Data excerpt:
════════════════
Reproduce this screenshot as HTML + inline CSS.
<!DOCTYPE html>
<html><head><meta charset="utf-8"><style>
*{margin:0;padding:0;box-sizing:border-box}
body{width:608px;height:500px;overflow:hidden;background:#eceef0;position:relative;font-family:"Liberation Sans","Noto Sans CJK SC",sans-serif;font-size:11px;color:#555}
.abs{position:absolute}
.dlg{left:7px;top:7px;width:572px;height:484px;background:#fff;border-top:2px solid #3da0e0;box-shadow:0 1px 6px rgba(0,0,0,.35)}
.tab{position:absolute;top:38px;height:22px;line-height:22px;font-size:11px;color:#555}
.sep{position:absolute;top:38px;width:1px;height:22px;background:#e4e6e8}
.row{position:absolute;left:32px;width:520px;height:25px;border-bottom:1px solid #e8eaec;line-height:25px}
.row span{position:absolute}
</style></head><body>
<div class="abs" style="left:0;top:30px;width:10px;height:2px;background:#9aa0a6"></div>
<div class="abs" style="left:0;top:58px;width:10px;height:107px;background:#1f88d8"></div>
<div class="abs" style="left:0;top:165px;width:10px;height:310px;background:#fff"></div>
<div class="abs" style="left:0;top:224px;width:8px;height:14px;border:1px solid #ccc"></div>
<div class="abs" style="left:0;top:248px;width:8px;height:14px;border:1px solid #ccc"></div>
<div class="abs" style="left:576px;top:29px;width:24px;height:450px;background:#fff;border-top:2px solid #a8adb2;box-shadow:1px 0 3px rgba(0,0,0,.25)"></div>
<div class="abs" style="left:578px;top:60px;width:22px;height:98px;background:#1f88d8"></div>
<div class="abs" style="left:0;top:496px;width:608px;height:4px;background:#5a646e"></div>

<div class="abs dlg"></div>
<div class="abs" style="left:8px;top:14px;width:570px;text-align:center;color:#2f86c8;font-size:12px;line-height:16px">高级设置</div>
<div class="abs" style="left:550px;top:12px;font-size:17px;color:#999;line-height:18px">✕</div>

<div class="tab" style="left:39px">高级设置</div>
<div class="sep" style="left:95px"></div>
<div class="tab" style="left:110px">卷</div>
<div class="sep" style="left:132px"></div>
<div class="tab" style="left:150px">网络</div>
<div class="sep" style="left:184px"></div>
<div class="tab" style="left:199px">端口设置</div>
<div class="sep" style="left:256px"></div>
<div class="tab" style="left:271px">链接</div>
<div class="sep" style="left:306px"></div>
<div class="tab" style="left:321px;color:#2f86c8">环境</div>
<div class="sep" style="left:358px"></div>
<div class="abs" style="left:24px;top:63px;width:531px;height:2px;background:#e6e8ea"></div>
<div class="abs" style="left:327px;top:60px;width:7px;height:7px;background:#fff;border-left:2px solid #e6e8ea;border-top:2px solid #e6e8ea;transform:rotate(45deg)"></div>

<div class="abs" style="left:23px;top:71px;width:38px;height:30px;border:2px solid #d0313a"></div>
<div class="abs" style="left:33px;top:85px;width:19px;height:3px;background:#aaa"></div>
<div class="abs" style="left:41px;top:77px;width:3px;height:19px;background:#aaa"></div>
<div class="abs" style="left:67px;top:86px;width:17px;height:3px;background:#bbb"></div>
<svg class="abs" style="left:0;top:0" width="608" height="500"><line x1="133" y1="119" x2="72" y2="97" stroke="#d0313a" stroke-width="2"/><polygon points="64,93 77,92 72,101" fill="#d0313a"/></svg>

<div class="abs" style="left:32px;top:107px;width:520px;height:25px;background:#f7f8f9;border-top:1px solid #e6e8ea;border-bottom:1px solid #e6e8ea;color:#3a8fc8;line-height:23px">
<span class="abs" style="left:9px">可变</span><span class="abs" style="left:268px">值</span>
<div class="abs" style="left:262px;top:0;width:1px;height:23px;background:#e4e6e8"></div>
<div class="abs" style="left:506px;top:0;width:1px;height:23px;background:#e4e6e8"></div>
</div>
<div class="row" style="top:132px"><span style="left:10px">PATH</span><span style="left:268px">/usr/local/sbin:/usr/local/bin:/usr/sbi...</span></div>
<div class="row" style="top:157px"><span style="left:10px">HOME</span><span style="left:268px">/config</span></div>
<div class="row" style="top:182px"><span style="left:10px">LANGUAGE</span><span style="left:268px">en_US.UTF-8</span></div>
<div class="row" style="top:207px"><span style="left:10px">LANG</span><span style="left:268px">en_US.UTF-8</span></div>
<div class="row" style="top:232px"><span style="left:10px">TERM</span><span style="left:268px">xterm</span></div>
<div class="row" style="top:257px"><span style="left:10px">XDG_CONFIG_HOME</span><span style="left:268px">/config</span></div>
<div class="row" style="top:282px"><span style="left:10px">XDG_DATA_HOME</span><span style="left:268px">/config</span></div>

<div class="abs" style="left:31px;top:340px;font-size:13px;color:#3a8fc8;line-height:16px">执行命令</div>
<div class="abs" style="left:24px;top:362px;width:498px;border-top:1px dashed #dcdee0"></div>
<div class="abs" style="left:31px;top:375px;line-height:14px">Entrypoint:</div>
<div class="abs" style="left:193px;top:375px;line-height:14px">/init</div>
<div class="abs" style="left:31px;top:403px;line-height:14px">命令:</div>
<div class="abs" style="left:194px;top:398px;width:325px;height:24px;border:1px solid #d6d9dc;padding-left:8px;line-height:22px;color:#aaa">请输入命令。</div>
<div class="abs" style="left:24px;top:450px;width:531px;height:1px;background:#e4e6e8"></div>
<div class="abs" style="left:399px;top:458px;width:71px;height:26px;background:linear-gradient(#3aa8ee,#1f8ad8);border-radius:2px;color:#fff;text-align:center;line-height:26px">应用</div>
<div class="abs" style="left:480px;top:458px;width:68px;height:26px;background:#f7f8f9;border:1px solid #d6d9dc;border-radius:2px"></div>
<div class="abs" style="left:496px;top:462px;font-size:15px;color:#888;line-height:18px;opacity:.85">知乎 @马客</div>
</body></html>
════════════════
Problem description:
Reproduce each line verbatim.

Full solution:
Reproduce this screenshot as HTML + inline CSS.
<!DOCTYPE html>
<html><head><meta charset="utf-8"><style>
*{margin:0;padding:0;box-sizing:border-box}
body{width:608px;height:500px;overflow:hidden;background:#eceef0;position:relative;font-family:"Liberation Sans","Noto Sans CJK SC",sans-serif;font-size:11px;color:#555}
.abs{position:absolute}
.dlg{left:7px;top:7px;width:572px;height:484px;background:#fff;border-top:2px solid #3da0e0;box-shadow:0 1px 6px rgba(0,0,0,.35)}
.tab{position:absolute;top:38px;height:22px;line-height:22px;font-size:11px;color:#555}
.sep{position:absolute;top:38px;width:1px;height:22px;background:#e4e6e8}
.row{position:absolute;left:32px;width:520px;height:25px;border-bottom:1px solid #e8eaec;line-height:25px}
.row span{position:absolute}
</style></head><body>
<div class="abs" style="left:0;top:30px;width:10px;height:2px;background:#9aa0a6"></div>
<div class="abs" style="left:0;top:58px;width:10px;height:107px;background:#1f88d8"></div>
<div class="abs" style="left:0;top:165px;width:10px;height:310px;background:#fff"></div>
<div class="abs" style="left:0;top:224px;width:8px;height:14px;border:1px solid #ccc"></div>
<div class="abs" style="left:0;top:248px;width:8px;height:14px;border:1px solid #ccc"></div>
<div class="abs" style="left:576px;top:29px;width:24px;height:450px;background:#fff;border-top:2px solid #a8adb2;box-shadow:1px 0 3px rgba(0,0,0,.25)"></div>
<div class="abs" style="left:578px;top:60px;width:22px;height:98px;background:#1f88d8"></div>
<div class="abs" style="left:0;top:496px;width:608px;height:4px;background:#5a646e"></div>

<div class="abs dlg"></div>
<div class="abs" style="left:8px;top:14px;width:570px;text-align:center;color:#2f86c8;font-size:12px;line-height:16px">高级设置</div>
<div class="abs" style="left:550px;top:12px;font-size:17px;color:#999;line-height:18px">✕</div>

<div class="tab" style="left:39px">高级设置</div>
<div class="sep" style="left:95px"></div>
<div class="tab" style="left:110px">卷</div>
<div class="sep" style="left:132px"></div>
<div class="tab" style="left:150px">网络</div>
<div class="sep" style="left:184px"></div>
<div class="tab" style="left:199px">端口设置</div>
<div class="sep" style="left:256px"></div>
<div class="tab" style="left:271px">链接</div>
<div class="sep" style="left:306px"></div>
<div class="tab" style="left:321px;color:#2f86c8">环境</div>
<div class="sep" style="left:358px"></div>
<div class="abs" style="left:24px;top:63px;width:531px;height:2px;background:#e6e8ea"></div>
<div class="abs" style="left:327px;top:60px;width:7px;height:7px;background:#fff;border-left:2px solid #e6e8ea;border-top:2px solid #e6e8ea;transform:rotate(45deg)"></div>

<div class="abs" style="left:23px;top:71px;width:38px;height:30px;border:2px solid #d0313a"></div>
<div class="abs" style="left:33px;top:85px;width:19px;height:3px;background:#aaa"></div>
<div class="abs" style="left:41px;top:77px;width:3px;height:19px;background:#aaa"></div>
<div class="abs" style="left:67px;top:86px;width:17px;height:3px;background:#bbb"></div>
<svg class="abs" style="left:0;top:0" width="608" height="500"><line x1="133" y1="119" x2="72" y2="97" stroke="#d0313a" stroke-width="2"/><polygon points="64,93 77,92 72,101" fill="#d0313a"/></svg>

<div class="abs" style="left:32px;top:107px;width:520px;height:25px;background:#f7f8f9;border-top:1px solid #e6e8ea;border-bottom:1px solid #e6e8ea;color:#3a8fc8;line-height:23px">
<span class="abs" style="left:9px">可变</span><span class="abs" style="left:268px">值</span>
<div class="abs" style="left:262px;top:0;width:1px;height:23px;background:#e4e6e8"></div>
<div class="abs" style="left:506px;top:0;width:1px;height:23px;background:#e4e6e8"></div>
</div>
<div class="row" style="top:132px"><span style="left:10px">PATH</span><span style="left:268px">/usr/local/sbin:/usr/local/bin:/usr/sbi...</span></div>
<div class="row" style="top:157px"><span style="left:10px">HOME</span><span style="left:268px">/config</span></div>
<div class="row" style="top:182px"><span style="left:10px">LANGUAGE</span><span style="left:268px">en_US.UTF-8</span></div>
<div class="row" style="top:207px"><span style="left:10px">LANG</span><span style="left:268px">en_US.UTF-8</span></div>
<div class="row" style="top:232px"><span style="left:10px">TERM</span><span style="left:268px">xterm</span></div>
<div class="row" style="top:257px"><span style="left:10px">XDG_CONFIG_HOME</span><span style="left:268px">/config</span></div>
<div class="row" style="top:282px"><span style="left:10px">XDG_DATA_HOME</span><span style="left:268px">/config</span></div>

<div class="abs" style="left:31px;top:340px;font-size:13px;color:#3a8fc8;line-height:16px">执行命令</div>
<div class="abs" style="left:24px;top:362px;width:498px;border-top:1px dashed #dcdee0"></div>
<div class="abs" style="left:31px;top:375px;line-height:14px">Entrypoint:</div>
<div class="abs" style="left:193px;top:375px;line-height:14px">/init</div>
<div class="abs" style="left:31px;top:403px;line-height:14px">命令:</div>
<div class="abs" style="left:194px;top:398px;width:325px;height:24px;border:1px solid #d6d9dc;padding-left:8px;line-height:22px;color:#aaa">请输入命令。</div>
<div class="abs" style="left:24px;top:450px;width:531px;height:1px;background:#e4e6e8"></div>
<div class="abs" style="left:399px;top:458px;width:71px;height:26px;background:linear-gradient(#3aa8ee,#1f8ad8);border-radius:2px;color:#fff;text-align:center;line-height:26px">应用</div>
<div class="abs" style="left:480px;top:458px;width:68px;height:26px;background:#f7f8f9;border:1px solid #d6d9dc;border-radius:2px"></div>
<div class="abs" style="left:496px;top:462px;font-size:15px;color:#888;line-height:18px;opacity:.85">知乎 @马客</div>
</body></html>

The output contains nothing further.